8.2 It is the Buyer’s responsibility to examine Goods and their packaging for the instructions supplied with the Goods, or to ensure that instruction or advice are sought from the Company or the Product Manufacturer.
8.3 Should the Buyer employ a third party to install the Goods, it is the Buyer’s responsibility to ensure that the third party has sufficient skills and knowledge to do so.
(i) Failure to adhere to terms 8.1, 8.2 or 8.3 will invalidate the Company’s liability for damage caused to or by the Goods.
(ii) Claims that instructions were not supplied with Goods will not incur Company liability.
8.5 It is the Buyer’s responsibility to ensure all Goods are stored and treated accordingly. The Company will not accept liability for any defect in Goods caused by failure to do so.
9. Limit of Liability
9.1 The Company will not be liable beyond Replacement Goods on verification of the Buyer’s complaint.
9.2 The Company will not be liable for any consequential loss caused by its failure or delay in supplying Goods, howsoever the delay is caused.
10. Company Representation
Any representation given by the Company or any agent or associate of the Company is given in good faith and, as the Company ensures that such representation is given with reasonable care, without legal responsibility.

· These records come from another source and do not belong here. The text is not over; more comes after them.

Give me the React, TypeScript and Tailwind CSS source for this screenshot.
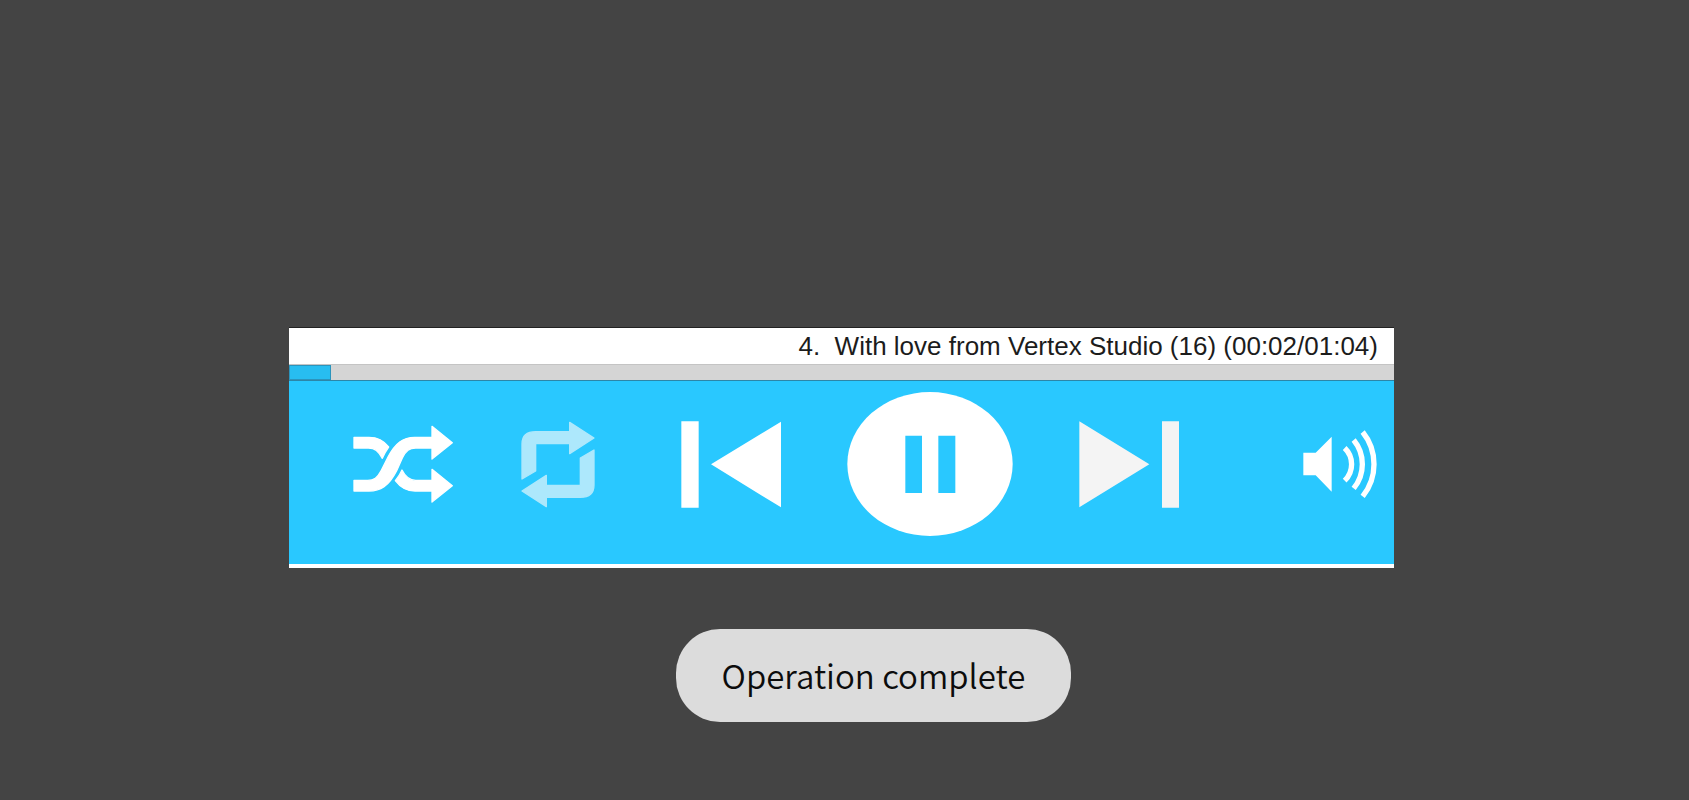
import React from "react";

const ShuffleIcon = () => (
  <svg viewBox="40 46 303 234" className="h-[78px] w-[101px]" fill="#fff" stroke="#fff" strokeWidth="4" strokeLinejoin="round" aria-hidden="true">
    <path d="M43 83H88C113 83 132 92 147 112C139 123 133 134 128 146C116 124 106 115 86 115H43Z" />
    <path d="M43 212H84C103 212 113 205 125 182L145 142C167 100 190 83 225 83H277V50L338 99L277 148V115H228C209 115 199 123 188 145L171 183C147 230 122 244 88 244H43Z" />
    <path d="M187 181C197 201 209 212 228 212H277V179L338 228L277 277V244H226C200 244 182 233 167 213C175 203 182 193 187 181Z" />
  </svg>
);

const RepeatIcon = () => (
  <svg viewBox="63 63 222 261" className="h-[87px] w-[74px]" fill="#ade8fc" stroke="#ade8fc" strokeWidth="4" strokeLinejoin="round" aria-hidden="true">
    <path id="repeat-half" d="M66 237V132Q66 95 107 95H209V67L282 114L209 161V131H107V213Z" />
    <use href="#repeat-half" transform="rotate(180 174 193.5)" />
  </svg>
);

const PreviousIcon = () => (
  <svg viewBox="63 123 300 261" className="h-[87px] w-[100px]" fill="#fff" aria-hidden="true">
    <path d="M64 124H116V383H64ZM153 253L363 125V382Z" />
  </svg>
);

const PauseIcon = () => (
  <svg viewBox="561 36 498 432" className="h-[144px] w-[166px]" aria-hidden="true">
    <ellipse cx="810" cy="252" rx="248" ry="216" fill="#fff" />
    <path d="M736 167H786V339H736ZM835 167H886V339H835Z" fill="#29c8ff" />
  </svg>
);

const NextIcon = () => (
  <svg viewBox="87 123 300 261" className="h-[87px] w-[100px]" fill="#f4f4f4" aria-hidden="true">
    <path d="M88 124L298 253L88 382ZM336 124H387V383H336Z" />
  </svg>
);

const VolumeIcon = () => (
  <svg viewBox="38 46 222 204" className="h-[68px] w-[74px]" fill="none" stroke="#fff" strokeWidth="16" aria-hidden="true">
    <path d="M39 114H76L124 66V231L76 182H39Z" fill="#fff" stroke="none" />
    <path d="M163 100A68 68 0 0 1 163 198" />
    <path d="M190 76A114 114 0 0 1 190 221" />
    <path d="M217 52A154 154 0 0 1 217 245" />
  </svg>
);

function ControlButton({ label, children }: { label: string; children: React.ReactNode }) {
  return (
    <button type="button" aria-label={label} className="shrink-0 cursor-pointer">
      {children}
    </button>
  );
}

export default function App() {
  return (
    <main className="flex min-h-screen flex-col bg-[#444444] pt-[327px]">
      <section aria-label="Music player" className="mr-[295px] ml-[289px] border-t border-[#222222] bg-white pb-1">
        <p className="h-9 overflow-hidden pr-4 text-right font-['Liberation_Sans',Arial,sans-serif] text-[26px] leading-9 whitespace-nowrap text-[#1c1c1c]">
          4.&nbsp; With love from Vertex Studio (16) (00:02/01:04)
        </p>
        <progress
          aria-label="Playback position"
          value={2.45}
          max={64}
          className="block h-[17px] w-full appearance-none border-y border-t-[#c4c4c4] border-b-[#2c86a8] bg-[#d5d5d5] [&::-webkit-progress-bar]:bg-[#d5d5d5] [&::-webkit-progress-value]:border [&::-webkit-progress-value]:border-[#2c94bc] [&::-webkit-progress-value]:bg-[#28bdf0]"
        />
        <div className="flex items-center bg-[#29c8ff] pt-[11px] pr-[17px] pb-7 pl-16">
          <div className="flex items-center gap-[67px]">
            <ControlButton label="Shuffle"><ShuffleIcon /></ControlButton>
            <ControlButton label="Repeat"><RepeatIcon /></ControlButton>
          </div>
          <div className="ml-[86px] flex items-center gap-[66px]">
            <ControlButton label="Previous"><PreviousIcon /></ControlButton>
            <ControlButton label="Pause"><PauseIcon /></ControlButton>
            <ControlButton label="Next"><NextIcon /></ControlButton>
          </div>
          <div className="ml-auto flex">
            <ControlButton label="Volume"><VolumeIcon /></ControlButton>
          </div>
        </div>
      </section>
      <div className="flex justify-center pt-[61px] pl-[58px]">
        <div role="status" className="rounded-[44px] bg-[#dcdcdc] px-[46px] py-6 font-['Noto_Sans_CJK_SC','Noto_Sans',sans-serif] text-[33px] leading-[45px] font-[350] text-[#0c0c0c]">
          Operation complete
        </div>
      </div>
    </main>
  );
}
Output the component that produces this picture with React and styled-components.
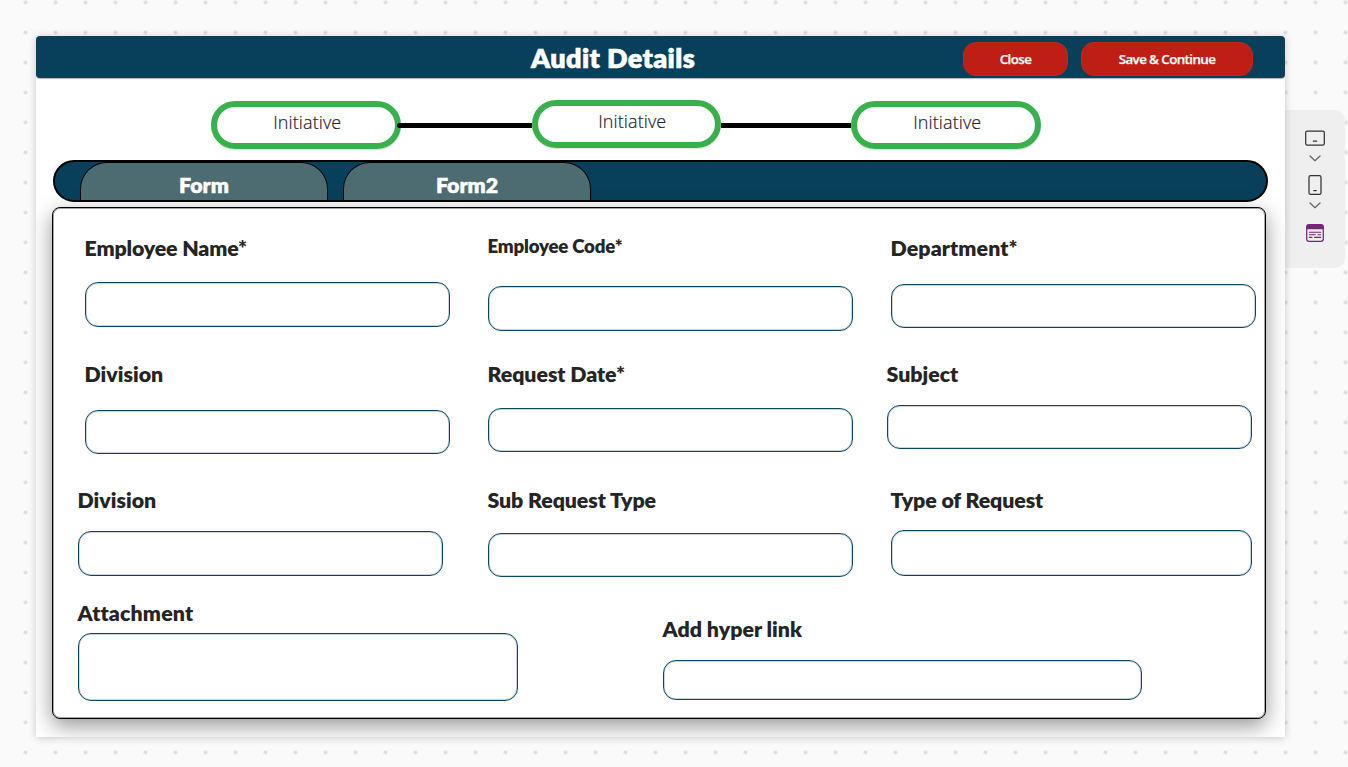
import React from "react";
import styled, { createGlobalStyle } from "styled-components";

const GlobalStyle = createGlobalStyle`
  *, *::before, *::after { box-sizing: border-box; }
  html, body { margin: 0; padding: 0; overflow: hidden; }
`;

const colors = {
  navy: "#08405b",
  inputLine: "#0b4563",
  teal: "#4d6c71",
  green: "#38b14c",
  red: "#bf1e14",
  ink: "#252525",
  purple: "#742774",
};

const Canvas = styled.div`
  display: flex;
  align-items: flex-start;
  width: 1348px;
  height: 767px;
  padding: 36px 0 0 36px;
  background-color: #fafafa;
  background-image: radial-gradient(circle, #dcdcdc 1.4px, rgba(220, 220, 220, 0) 2.4px);
  background-size: 30px 30px;
  background-position: 10.5px 17.5px;
  font-family: Lato, "Open Sans", sans-serif;
  font-variant-ligatures: none;
`;

const Screen = styled.main`
  flex: none;
  width: 1249px;
  height: 701px;
  background: #fff;
  box-shadow: 0 1px 8px rgba(0, 0, 0, 0.2);
  overflow: hidden;
  position: relative;
`;

const Header = styled.header`
  display: flex;
  align-items: center;
  height: 42px;
  padding: 3px 32px 0 227px;
  border-radius: 4px;
  background: ${colors.navy};
  box-shadow: 0 1px 1px rgba(0, 0, 0, 0.3);
`;

const Title = styled.h1`
  flex: 1;
  margin: -2px 0 0;
  text-align: center;
  color: #fff;
  font-size: 27px;
  font-weight: 800;
  letter-spacing: 0.4px;
  line-height: 32px;
  -webkit-text-stroke: 0.6px #fff;
`;

const Button = styled.button`
  width: ${(p) => p.$width}px;
  height: 34px;
  margin-left: ${(p) => p.$gap || 0}px;
  padding: 0;
  border: 1px solid #c0281f;
  border-radius: 13px;
  background: ${colors.red};
  color: #fff;
  font: 600 13.33px/20px "Open Sans", sans-serif;
  letter-spacing: -0.58px;
  -webkit-text-stroke: 0.25px #fff;
`;

const Steps = styled.div`
  display: flex;
  height: 82px;
  padding: 22px 0 0 175px;
`;

const Step = styled.div`
  width: 189.5px;
  height: 48px;
  margin-top: ${(p) => p.$top}px;
  padding: 3px 0 0 ${(p) => p.$shift}px;
  border: 6px solid ${colors.green};
  border-radius: 24px;
  box-shadow: 0 1px 1px rgba(0, 0, 0, 0.12);
  text-align: center;
  color: ${colors.ink};
  font: 300 18px/24px "Open Sans", sans-serif;
  letter-spacing: 0.1px;
  -webkit-text-stroke: 0.2px ${colors.ink};
`;

const Connector = styled.div`
  z-index: 1;
  width: ${(p) => p.$width}px;
  height: 5px;
  margin: 23px 0 0 ${(p) => p.$overlap}px;
  border-radius: ${(p) => (p.$overlap ? "3px 0 0 3px" : "0")};
  background: #000;
`;

const TabBar = styled.nav`
  display: flex;
  gap: 15px;
  width: 1215px;
  height: 42px;
  margin-left: 17px;
  padding-left: 25px;
  border: 2px solid #000;
  border-radius: 22px;
  background: ${colors.navy};
`;

const Tab = styled.div`
  width: 248px;
  padding-top: 9px;
  border: 1px solid #000;
  border-bottom: 0;
  border-radius: 27px 27px 0 0;
  background: ${colors.teal};
  color: #fff;
  text-align: center;
  font-size: 21.33px;
  font-weight: 800;
  line-height: 26px;
  -webkit-text-stroke: 0.4px #fff;
`;

const Panel = styled.form`
  width: 1214px;
  height: 512px;
  margin: 5px 0 0 16px;
  padding: 27px 0 0 32px;
  border: 1px solid #000;
  border-radius: 8px;
  background: #fff;
  box-shadow: inset 0 0 0 1px rgba(0, 0, 0, 0.35), 0 7px 21px rgba(0, 0, 0, 0.42);
`;

const Row = styled.div`
  display: grid;
  grid-template-columns: ${(p) => p.$columns || "403px 403px 365px"};
  height: ${(p) => p.$height}px;
`;

const FieldBox = styled.label`
  display: flex;
  flex-direction: column;
  width: ${(p) => p.$width}px;
  margin: ${(p) => p.$top}px 0 0 ${(p) => p.$shift}px;
`;

const Caption = styled.span`
  height: 26px;
  margin-left: -0.5px;
  color: ${colors.ink};
  font-size: ${(p) => (p.$small ? 18.67 : 21.33)}px;
  font-weight: 800;
  letter-spacing: ${(p) => p.$spacing}px;
  line-height: ${(p) => (p.$small ? 22 : 26)}px;
  white-space: nowrap;
`;

const Input = styled.input`
  width: 100%;
  height: ${(p) => p.$height}px;
  margin: ${(p) => p.$gap}px 0 0;
  padding: 0 12px;
  border: 1px solid ${colors.inputLine};
  border-radius: 13px;
  box-shadow: inset 0 0 0 1px rgba(11, 69, 99, 0.22);
  outline: 0;
  background: #fff;
`;

function Field({ label, gap, small, spacing = 0, width = 365, height = 45, top = 0, shift = 0 }) {
  return (
    <FieldBox $width={width} $top={top} $shift={shift}>
      <Caption $small={small} $spacing={spacing}>{label}</Caption>
      <Input $gap={gap} $height={height} />
    </FieldBox>
  );
}

const Rail = styled.aside`
  display: flex;
  flex-direction: column;
  align-items: center;
  width: 60px;
  height: 158px;
  margin-top: 74px;
  padding-top: 18px;
  border-radius: 0 10px 10px 0;
  background: #efefef;
`;

const Icon = styled.svg`
  display: block;
  flex: none;
  margin-top: ${(p) => p.$top || 0}px;
  fill: none;
  stroke: ${(p) => p.$color || "#333"};
  stroke-width: 1.25;
  stroke-linecap: round;
  stroke-linejoin: round;
`;

const Chevron = ({ top }) => (
  <Icon width="12" height="7" viewBox="0 0 12 7" $top={top} $color="#666">
    <path d="M1 1l5 4.7L11 1" />
  </Icon>
);

export default function App() {
  return (
    <>
      <GlobalStyle />
      <Canvas>
        <Screen>
          <Header>
            <Title>Audit Details</Title>
            <Button $width={105}>Close</Button>
            <Button $width={172} $gap={13}>Save &amp; Continue</Button>
          </Header>
          <Steps>
            <Step $top={1} $shift={3}>Initiative</Step>
            <Connector $width={135} $overlap={-4} />
            <Step $top={0} $shift={12}>Initiative</Step>
            <Connector $width={130} $overlap={0} />
            <Step $top={1} $shift={3}>Initiative</Step>
          </Steps>
          <TabBar>
            <Tab>Form</Tab>
            <Tab>Form2</Tab>
          </TabBar>
          <Panel>
            <Row $height={126}>
              <Field label="Employee Name*" gap={21} spacing={-0.15} />
              <Field label="Employee Code*" gap={25} spacing={-0.2} small />
              <Field label="Department*" gap={23} height={44} spacing={0.1} />
            </Row>
            <Row $height={126}>
              <Field label="Division" gap={23} height={44} />
              <Field label="Request Date*" gap={21} height={44} spacing={-0.06} />
              <Field label="Subject" gap={18} height={44} shift={-4} />
            </Row>
            <Row $height={113}>
              <Field label="Division" gap={18} shift={-7} />
              <Field label="Sub Request Type" gap={20} height={44} spacing={-0.1} />
              <Field label="Type of Request" gap={17} height={46} width={361} spacing={-0.1} />
            </Row>
            <Row $height={110} $columns="578px 480px">
              <Field label="Attachment" gap={7} width={439.5} height={68} shift={-7} spacing={0.15} />
              <Field label="Add hyper link" gap={18} width={479} height={40} top={16} />
            </Row>
          </Panel>
        </Screen>
        <Rail>
          <Icon width="20" height="20" viewBox="0 0 20 20">
            <rect x="0.7" y="3" width="18.6" height="14.2" rx="1.6" />
            <path d="M8.4 13.2h3.2" />
          </Icon>
          <Chevron top={7} />
          <Icon width="20" height="20" viewBox="0 0 20 20" $top={13}>
            <rect x="4" y="0.7" width="12" height="18.6" rx="1.6" />
            <path d="M8.8 15.6h2.4" />
          </Icon>
          <Chevron top={7} />
          <Icon width="18" height="18" viewBox="0 0 18 18" $top={15} $color={colors.purple}>
            <rect x="0.7" y="0.7" width="16.6" height="16.6" rx="2.4" />
            <path d="M1 4.5V3a2 2 0 0 1 2-2h12a2 2 0 0 1 2 2v1.500z" fill={colors.purple} />
            <path d="M3.300 8.200h11.400M3.300 10.800h6M12 10.800h2.700M3.300 13.400h2.600M8.600 13.400h6.100" strokeWidth="1.100" />
          </Icon>
        </Rail>
      </Canvas>
    </>
  );
}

11. Manufacturer’s Guarantees
11.1 Where Goods are supplied with a manufacturer’s guarantee this is additional to the Company’s standard Terms and Conditions of Sale.
11.2 It is the Buyer’s responsibility to ensure proof of purchase and all documentation associated with a guarantee is safely retained for the complete period of the guarantee, as this will be required in the event of a waranty claim. It may also be necessary to register the guarantee by post, email or internet directly with the Manufacturer.
11.3 Where a claim is made under manufacturer's waranty this should be made direct to the manufacturer as per the original guarantee documentation or instructions.
11.4 Any guarantee will be invalidated where sub clauses 8.1 and 8.3 are contravened after the Buyer has taken delivery.
All business, to which these Terms and Conditions of Sale apply, will be governed by and construed in accordance with English Law.